### Work instructions
Check every line of the entries for "would", and copy the lines that hold it.

### Material for this task
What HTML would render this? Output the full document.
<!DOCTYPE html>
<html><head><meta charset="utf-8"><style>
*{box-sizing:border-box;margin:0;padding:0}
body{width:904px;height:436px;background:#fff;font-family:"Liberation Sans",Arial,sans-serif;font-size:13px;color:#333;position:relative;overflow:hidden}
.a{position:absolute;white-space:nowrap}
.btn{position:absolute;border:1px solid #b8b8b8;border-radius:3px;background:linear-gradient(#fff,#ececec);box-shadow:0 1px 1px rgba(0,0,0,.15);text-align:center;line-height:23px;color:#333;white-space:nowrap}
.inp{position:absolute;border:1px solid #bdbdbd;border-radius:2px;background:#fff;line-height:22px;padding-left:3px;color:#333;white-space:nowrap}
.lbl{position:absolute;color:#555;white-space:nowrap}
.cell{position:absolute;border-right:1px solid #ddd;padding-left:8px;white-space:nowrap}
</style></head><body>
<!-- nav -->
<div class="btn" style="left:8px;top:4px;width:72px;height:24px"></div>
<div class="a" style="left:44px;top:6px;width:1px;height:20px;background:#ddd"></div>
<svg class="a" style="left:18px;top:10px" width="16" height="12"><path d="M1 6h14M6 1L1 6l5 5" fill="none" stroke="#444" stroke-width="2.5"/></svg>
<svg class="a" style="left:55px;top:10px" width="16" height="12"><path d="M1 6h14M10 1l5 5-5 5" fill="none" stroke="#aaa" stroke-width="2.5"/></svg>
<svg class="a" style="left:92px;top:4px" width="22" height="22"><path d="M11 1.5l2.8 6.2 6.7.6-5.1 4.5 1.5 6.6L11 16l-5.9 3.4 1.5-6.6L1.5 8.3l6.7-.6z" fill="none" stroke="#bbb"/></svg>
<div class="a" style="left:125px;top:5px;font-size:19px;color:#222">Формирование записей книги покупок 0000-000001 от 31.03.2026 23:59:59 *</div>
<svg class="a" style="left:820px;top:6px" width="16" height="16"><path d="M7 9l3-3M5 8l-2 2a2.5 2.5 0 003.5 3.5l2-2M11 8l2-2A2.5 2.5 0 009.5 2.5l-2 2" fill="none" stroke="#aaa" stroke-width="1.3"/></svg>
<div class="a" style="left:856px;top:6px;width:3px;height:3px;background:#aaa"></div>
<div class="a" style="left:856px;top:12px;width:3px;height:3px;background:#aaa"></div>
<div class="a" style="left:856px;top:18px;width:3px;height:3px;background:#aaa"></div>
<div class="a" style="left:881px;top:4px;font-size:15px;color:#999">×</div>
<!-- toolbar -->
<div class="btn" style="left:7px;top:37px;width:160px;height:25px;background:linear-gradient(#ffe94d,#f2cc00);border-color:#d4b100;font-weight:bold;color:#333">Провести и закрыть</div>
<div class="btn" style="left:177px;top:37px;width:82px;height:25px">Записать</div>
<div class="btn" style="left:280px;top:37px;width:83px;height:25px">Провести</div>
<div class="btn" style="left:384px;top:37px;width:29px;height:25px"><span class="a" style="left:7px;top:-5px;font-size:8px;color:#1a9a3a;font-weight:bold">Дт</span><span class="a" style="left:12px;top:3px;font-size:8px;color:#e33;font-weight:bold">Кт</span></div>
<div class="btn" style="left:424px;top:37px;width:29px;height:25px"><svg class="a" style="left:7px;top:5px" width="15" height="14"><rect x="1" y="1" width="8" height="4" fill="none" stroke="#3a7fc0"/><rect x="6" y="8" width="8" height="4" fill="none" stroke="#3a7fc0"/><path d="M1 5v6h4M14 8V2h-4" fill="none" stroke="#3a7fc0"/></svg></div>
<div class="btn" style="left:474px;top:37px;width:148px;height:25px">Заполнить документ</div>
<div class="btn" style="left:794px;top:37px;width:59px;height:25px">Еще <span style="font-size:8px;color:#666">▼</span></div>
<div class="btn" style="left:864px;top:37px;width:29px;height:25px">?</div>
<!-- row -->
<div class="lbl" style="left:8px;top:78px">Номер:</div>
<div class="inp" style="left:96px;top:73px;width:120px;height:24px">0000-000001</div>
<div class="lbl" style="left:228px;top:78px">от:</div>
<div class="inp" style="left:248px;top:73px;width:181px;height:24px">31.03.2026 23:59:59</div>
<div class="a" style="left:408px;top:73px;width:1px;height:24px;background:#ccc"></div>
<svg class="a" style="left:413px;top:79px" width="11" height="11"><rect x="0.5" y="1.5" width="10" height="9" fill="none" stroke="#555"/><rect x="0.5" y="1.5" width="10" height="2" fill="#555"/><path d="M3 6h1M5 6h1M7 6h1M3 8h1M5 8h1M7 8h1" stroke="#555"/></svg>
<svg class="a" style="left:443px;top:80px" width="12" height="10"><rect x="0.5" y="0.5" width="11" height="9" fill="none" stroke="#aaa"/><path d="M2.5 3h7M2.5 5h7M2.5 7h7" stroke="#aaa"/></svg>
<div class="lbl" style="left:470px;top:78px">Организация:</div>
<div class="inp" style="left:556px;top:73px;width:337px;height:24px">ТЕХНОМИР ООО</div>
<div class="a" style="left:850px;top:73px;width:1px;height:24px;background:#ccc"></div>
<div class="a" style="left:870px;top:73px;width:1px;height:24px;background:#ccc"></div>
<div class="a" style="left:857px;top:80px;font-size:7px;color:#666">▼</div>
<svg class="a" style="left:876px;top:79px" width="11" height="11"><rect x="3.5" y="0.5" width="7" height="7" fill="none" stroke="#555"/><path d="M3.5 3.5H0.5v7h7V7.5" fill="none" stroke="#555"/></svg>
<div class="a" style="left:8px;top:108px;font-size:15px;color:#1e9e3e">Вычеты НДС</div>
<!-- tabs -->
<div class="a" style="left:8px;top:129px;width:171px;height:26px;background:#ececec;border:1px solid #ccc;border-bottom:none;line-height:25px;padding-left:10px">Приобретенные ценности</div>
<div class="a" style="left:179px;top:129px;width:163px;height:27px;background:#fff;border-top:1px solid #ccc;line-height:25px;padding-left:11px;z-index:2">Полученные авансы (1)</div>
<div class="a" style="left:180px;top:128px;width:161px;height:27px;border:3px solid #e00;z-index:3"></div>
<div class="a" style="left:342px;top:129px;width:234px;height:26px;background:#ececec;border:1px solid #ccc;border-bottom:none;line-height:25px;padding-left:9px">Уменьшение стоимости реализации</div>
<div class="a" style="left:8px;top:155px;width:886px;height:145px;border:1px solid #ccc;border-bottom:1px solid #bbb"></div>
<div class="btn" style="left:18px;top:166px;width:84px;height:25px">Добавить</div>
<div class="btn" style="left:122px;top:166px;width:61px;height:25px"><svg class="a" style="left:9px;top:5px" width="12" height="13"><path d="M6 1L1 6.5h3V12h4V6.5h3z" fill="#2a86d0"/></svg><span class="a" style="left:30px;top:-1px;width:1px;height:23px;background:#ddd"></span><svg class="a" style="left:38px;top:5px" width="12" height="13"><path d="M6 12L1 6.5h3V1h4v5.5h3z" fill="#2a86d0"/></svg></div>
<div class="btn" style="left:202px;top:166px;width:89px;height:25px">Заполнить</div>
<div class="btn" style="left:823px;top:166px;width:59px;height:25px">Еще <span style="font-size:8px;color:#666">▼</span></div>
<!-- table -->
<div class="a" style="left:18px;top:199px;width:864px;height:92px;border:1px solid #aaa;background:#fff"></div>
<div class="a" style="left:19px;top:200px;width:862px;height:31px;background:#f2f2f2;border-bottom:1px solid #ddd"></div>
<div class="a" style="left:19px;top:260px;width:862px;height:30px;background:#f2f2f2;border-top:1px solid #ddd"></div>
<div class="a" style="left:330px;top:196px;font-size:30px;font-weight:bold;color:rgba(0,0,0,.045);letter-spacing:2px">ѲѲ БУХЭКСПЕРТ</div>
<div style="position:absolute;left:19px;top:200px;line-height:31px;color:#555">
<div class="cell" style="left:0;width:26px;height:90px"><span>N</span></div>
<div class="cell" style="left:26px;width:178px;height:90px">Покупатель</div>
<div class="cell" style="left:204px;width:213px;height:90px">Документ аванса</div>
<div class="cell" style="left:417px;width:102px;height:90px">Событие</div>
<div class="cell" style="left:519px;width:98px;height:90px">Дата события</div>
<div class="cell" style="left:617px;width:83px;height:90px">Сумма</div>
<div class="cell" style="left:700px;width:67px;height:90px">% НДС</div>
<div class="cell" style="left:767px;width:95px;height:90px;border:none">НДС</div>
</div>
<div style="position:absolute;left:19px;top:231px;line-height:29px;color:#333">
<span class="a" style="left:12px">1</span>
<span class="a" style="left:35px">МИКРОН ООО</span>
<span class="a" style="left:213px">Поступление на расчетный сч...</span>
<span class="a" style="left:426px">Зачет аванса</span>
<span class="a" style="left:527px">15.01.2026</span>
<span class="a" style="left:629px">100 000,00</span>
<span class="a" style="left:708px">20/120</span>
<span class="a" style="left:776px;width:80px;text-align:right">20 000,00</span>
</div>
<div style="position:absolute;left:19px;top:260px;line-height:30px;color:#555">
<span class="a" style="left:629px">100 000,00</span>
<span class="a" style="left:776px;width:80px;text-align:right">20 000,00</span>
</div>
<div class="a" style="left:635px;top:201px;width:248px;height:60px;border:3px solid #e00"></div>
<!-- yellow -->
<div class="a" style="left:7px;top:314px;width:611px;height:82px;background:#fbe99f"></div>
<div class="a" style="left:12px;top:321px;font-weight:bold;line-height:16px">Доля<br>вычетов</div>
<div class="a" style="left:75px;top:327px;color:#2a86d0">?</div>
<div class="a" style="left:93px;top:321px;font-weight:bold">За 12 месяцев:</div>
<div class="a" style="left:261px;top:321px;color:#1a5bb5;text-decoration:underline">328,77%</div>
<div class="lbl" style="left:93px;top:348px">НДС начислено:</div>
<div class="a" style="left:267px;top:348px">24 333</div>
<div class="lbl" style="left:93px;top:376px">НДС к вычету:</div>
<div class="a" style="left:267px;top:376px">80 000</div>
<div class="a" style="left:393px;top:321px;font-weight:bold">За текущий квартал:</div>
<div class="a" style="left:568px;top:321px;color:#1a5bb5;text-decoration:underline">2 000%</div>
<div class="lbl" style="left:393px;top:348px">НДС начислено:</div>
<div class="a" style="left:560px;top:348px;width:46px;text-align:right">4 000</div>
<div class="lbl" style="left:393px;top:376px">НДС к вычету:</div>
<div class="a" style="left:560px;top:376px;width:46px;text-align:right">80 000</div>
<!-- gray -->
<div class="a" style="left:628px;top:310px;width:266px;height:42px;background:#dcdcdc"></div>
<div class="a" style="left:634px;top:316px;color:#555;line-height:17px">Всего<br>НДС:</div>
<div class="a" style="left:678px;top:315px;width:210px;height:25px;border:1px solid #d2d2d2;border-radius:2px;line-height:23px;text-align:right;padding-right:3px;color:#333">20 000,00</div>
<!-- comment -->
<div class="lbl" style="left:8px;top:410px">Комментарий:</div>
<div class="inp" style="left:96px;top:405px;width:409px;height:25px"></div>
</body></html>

* * *

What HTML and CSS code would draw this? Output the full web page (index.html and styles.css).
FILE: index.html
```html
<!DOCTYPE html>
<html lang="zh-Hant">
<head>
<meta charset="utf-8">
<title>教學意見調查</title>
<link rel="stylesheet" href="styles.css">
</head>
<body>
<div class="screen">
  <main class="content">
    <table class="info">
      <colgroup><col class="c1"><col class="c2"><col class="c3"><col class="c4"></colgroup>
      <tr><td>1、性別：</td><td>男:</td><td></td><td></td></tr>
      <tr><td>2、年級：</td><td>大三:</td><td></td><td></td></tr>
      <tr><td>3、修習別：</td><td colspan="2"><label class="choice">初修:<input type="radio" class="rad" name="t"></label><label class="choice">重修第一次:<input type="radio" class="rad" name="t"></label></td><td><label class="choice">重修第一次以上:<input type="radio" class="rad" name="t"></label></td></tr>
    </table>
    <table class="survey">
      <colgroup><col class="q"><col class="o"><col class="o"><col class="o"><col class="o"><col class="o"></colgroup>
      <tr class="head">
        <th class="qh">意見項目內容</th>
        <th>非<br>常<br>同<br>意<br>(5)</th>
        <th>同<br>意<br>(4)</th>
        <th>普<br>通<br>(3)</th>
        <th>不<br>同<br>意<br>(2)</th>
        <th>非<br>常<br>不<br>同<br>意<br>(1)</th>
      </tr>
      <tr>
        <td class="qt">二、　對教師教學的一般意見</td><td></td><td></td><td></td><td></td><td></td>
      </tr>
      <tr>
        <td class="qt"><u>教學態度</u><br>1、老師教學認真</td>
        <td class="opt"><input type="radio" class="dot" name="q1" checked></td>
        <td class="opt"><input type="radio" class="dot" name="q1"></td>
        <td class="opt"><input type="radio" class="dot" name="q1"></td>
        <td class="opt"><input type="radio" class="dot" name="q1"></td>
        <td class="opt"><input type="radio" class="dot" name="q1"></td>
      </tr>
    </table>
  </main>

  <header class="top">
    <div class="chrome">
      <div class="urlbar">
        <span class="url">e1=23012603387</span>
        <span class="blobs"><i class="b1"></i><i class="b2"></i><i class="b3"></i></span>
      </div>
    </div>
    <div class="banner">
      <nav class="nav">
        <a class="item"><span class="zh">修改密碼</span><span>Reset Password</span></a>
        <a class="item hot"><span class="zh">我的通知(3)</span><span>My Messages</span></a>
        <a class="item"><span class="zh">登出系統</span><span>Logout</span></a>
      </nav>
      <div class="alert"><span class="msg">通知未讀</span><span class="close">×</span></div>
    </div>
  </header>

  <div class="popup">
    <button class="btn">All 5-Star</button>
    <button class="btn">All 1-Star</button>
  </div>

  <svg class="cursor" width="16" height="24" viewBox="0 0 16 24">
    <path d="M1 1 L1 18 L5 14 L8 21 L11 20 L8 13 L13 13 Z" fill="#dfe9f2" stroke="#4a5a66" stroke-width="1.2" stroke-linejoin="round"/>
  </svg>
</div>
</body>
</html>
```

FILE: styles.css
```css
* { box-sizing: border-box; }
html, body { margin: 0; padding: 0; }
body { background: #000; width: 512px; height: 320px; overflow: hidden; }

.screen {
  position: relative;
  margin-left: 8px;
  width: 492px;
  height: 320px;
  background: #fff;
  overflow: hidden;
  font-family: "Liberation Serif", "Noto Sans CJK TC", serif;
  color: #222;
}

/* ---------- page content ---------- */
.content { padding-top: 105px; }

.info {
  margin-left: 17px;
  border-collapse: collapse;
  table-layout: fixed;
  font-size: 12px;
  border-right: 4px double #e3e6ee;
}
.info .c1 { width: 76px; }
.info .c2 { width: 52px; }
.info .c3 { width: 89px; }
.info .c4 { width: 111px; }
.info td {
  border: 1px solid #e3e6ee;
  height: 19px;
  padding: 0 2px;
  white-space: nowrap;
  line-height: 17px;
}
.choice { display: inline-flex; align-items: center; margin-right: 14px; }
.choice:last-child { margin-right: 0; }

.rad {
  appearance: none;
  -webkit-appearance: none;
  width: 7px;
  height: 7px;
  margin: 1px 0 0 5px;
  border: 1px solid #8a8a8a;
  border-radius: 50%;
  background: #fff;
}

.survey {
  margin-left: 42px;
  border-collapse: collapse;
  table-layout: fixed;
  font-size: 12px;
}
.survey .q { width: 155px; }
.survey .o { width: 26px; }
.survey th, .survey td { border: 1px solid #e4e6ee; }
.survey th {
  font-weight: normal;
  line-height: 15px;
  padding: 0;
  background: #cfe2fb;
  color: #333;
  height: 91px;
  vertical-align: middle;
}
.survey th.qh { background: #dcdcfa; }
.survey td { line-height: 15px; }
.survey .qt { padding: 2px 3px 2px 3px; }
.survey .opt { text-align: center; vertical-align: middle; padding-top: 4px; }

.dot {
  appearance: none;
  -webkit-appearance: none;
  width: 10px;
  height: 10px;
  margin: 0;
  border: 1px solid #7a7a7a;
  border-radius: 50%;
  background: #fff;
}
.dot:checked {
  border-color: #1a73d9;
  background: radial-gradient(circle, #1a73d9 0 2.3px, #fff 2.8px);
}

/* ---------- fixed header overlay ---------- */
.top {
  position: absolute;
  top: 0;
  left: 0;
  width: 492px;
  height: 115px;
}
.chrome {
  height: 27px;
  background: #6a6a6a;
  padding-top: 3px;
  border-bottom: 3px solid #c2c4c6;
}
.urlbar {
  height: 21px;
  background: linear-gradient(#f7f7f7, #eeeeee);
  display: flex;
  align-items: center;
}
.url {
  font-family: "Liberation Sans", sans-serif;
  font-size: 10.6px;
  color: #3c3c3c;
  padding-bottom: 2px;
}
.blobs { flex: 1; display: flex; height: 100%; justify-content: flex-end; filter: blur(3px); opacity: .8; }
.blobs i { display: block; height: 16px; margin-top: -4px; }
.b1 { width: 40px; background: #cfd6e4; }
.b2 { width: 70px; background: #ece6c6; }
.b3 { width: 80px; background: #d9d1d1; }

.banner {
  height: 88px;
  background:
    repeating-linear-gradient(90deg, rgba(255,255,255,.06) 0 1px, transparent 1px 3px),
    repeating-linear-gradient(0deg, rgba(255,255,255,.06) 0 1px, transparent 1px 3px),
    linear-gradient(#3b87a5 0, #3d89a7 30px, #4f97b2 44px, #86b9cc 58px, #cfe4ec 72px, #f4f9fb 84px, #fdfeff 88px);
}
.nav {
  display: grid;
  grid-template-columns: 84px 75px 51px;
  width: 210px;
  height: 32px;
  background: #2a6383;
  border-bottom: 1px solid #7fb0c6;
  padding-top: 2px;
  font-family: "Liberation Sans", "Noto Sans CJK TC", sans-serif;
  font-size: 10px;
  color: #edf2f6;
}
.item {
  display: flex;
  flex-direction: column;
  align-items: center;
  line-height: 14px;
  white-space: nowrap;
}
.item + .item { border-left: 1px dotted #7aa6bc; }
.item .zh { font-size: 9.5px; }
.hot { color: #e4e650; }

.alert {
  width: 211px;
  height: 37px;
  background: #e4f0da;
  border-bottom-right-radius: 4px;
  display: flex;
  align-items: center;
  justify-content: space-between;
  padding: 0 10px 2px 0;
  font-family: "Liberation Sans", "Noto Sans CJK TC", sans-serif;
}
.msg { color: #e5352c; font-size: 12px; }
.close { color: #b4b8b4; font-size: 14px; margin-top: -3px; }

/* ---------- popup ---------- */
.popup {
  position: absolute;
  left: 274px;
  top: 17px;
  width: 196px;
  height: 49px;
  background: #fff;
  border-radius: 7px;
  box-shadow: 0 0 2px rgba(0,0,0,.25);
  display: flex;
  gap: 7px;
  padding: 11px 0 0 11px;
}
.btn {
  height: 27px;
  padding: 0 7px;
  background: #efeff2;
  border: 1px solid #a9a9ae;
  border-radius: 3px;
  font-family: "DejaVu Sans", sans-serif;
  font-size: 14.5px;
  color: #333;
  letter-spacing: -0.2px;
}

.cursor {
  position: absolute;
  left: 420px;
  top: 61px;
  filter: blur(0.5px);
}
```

* * *

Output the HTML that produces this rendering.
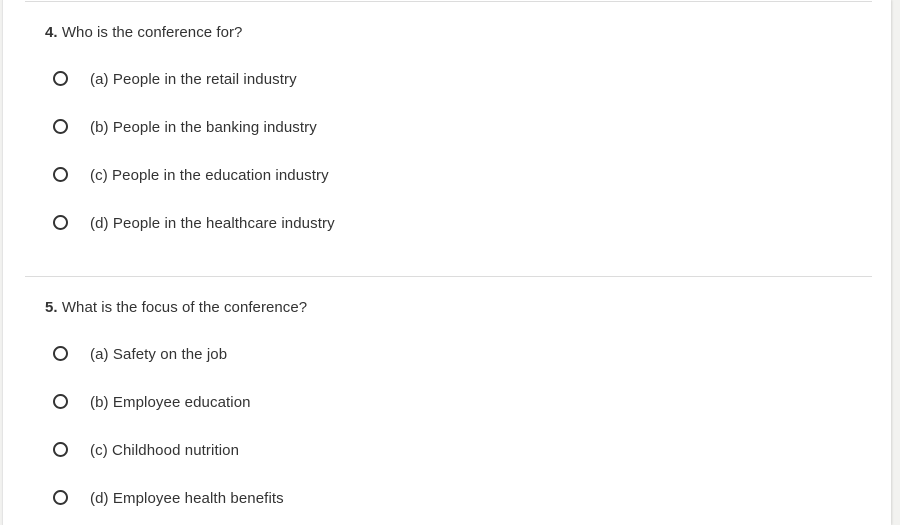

### Answer to this task
What HTML would render this? Output the full document.
What HTML and CSS code would draw this? Output the full web page (index.html and styles.css).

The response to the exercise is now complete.